MIRA: Towards Mitigating Reward Hacking in Inference-Time Alignment of T2I Diffusion Models
Kevin Zhai, Utsav Singh, Anirudh Thatipelli, Souradip Chakraborty, Anit Kumar Sahu, Furong Huang, Amrit Singh Bedi, Mubarak Shah
TL;DR
This work addresses reward hacking in inference-time alignment for text-to-image diffusion models by introducing MIRA, a training-free method that directly regularizes the output distribution with a score-based image-space KL surrogate. The core objective is $\,\mathcal{L}_{\text{MIRA}}(z,c) = - r(x_0,c) + \beta d_{\text{KL}}[ p_\theta(x_0|z,c) \\| p_\theta(x_0|z_0,c) ]$, which is tractable via a score-based upper bound involving diffusion scores. To handle non-differentiable rewards, MIRA-DPO extends the framework using Direct Preference Optimization with a principled surrogate for the reward log-ratio, enabling learning from preferences without gradient-based rewards. Empirical results on SDv1.5 and SDXL across multiple rewards and datasets show substantial gains in win rates and reduced distributional drift, with human studies indicating strong preference for MIRA. This approach offers a training-free, robust pathway to align diffusion-based image generation with complex, potentially black-box user objectives while preserving prompt fidelity.
Abstract
Diffusion models excel at generating images conditioned on text prompts, but the resulting images often do not satisfy user-specific criteria measured by scalar rewards such as Aesthetic Scores. This alignment typically requires fine-tuning, which is computationally demanding. Recently, inference-time alignment via noise optimization has emerged as an efficient alternative, modifying initial input noise to steer the diffusion denoising process towards generating high-reward images. However, this approach suffers from reward hacking, where the model produces images that score highly, yet deviate significantly from the original prompt. We show that noise-space regularization is insufficient and that preventing reward hacking requires an explicit image-space constraint. To this end, we propose MIRA (MItigating Reward hAcking), a training-free, inference-time alignment method. MIRA introduces an image-space, score-based KL surrogate that regularizes the sampling trajectory with a frozen backbone, constraining the output distribution so reward can increase without off-distribution drift (reward hacking). We derive a tractable approximation to KL using diffusion scores.
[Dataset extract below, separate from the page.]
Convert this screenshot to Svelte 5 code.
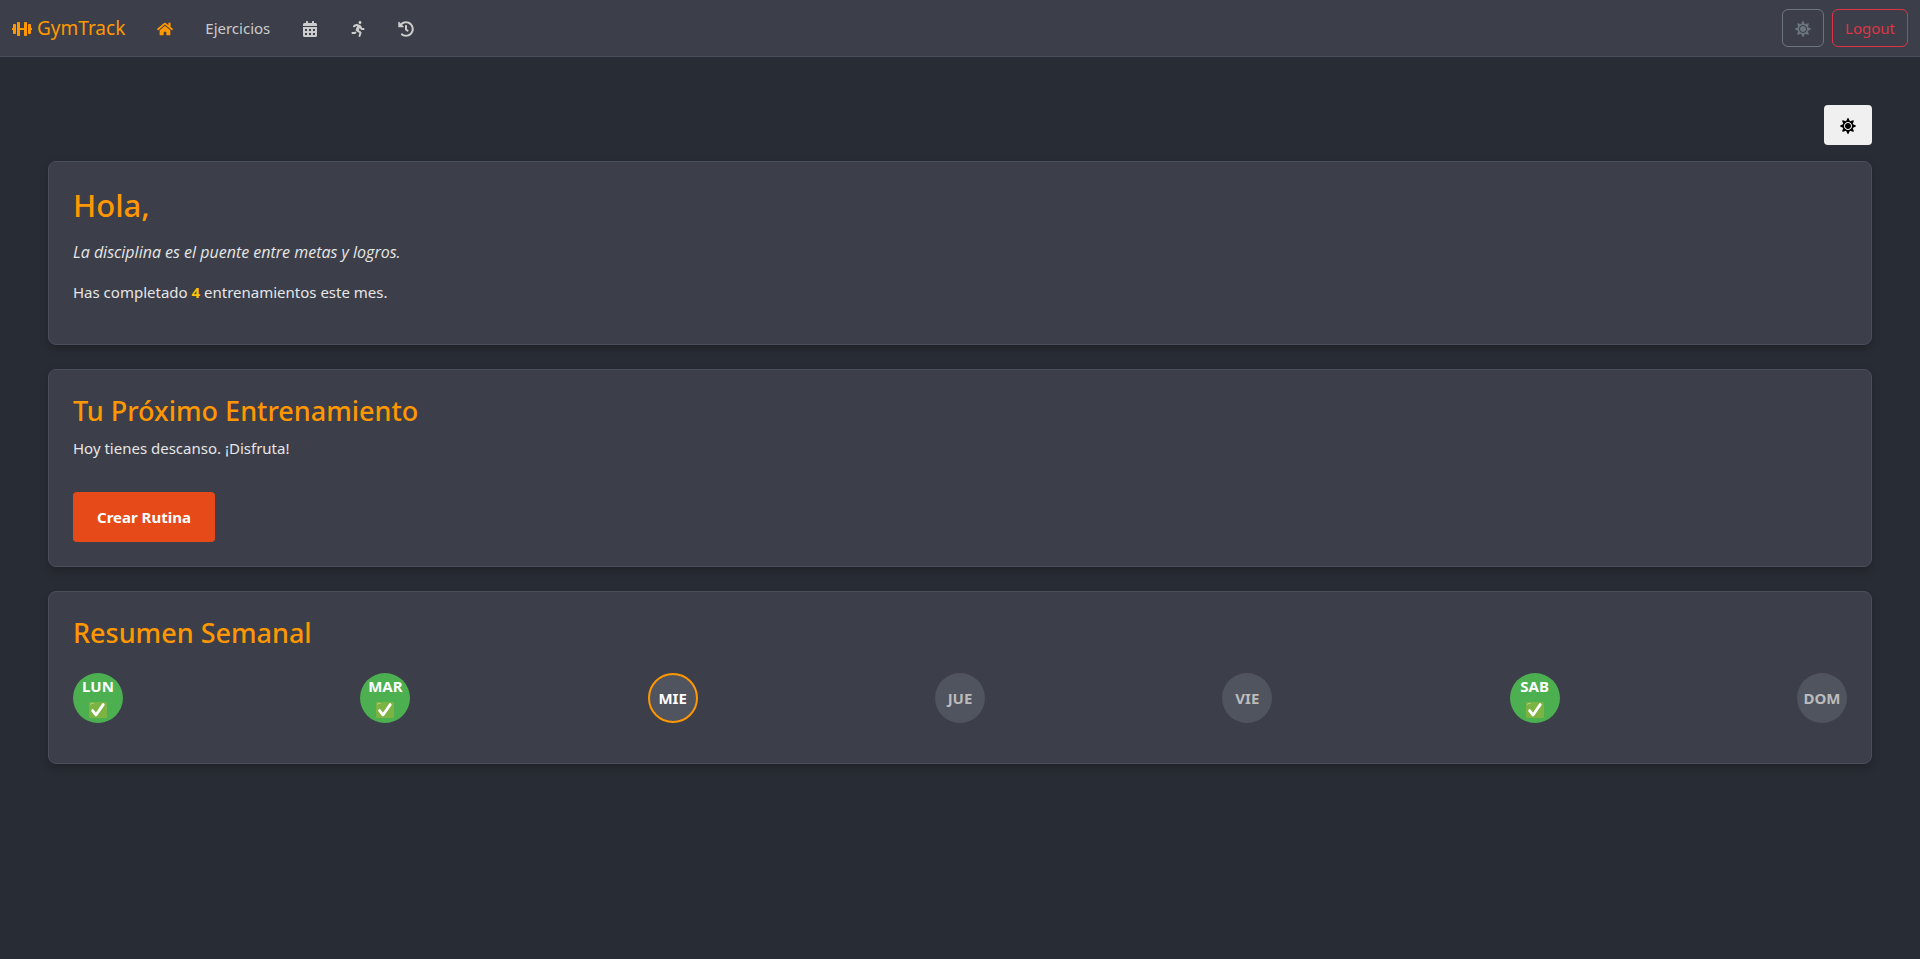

Across SDv1.5 and SDXL, multiple rewards (Aesthetic, HPSv2, PickScore), and public datasets (e.g., Animal-Animal, HPDv2), MIRA achieves >60\% win rate vs. strong baselines while preserving prompt adherence; mechanism plots show reward gains with near-zero drift, whereas DNO drifts as compute increases. We further introduce MIRA-DPO, mapping preference optimization to inference time with a frozen backbone, extending MIRA to non-differentiable rewards without fine-tuning.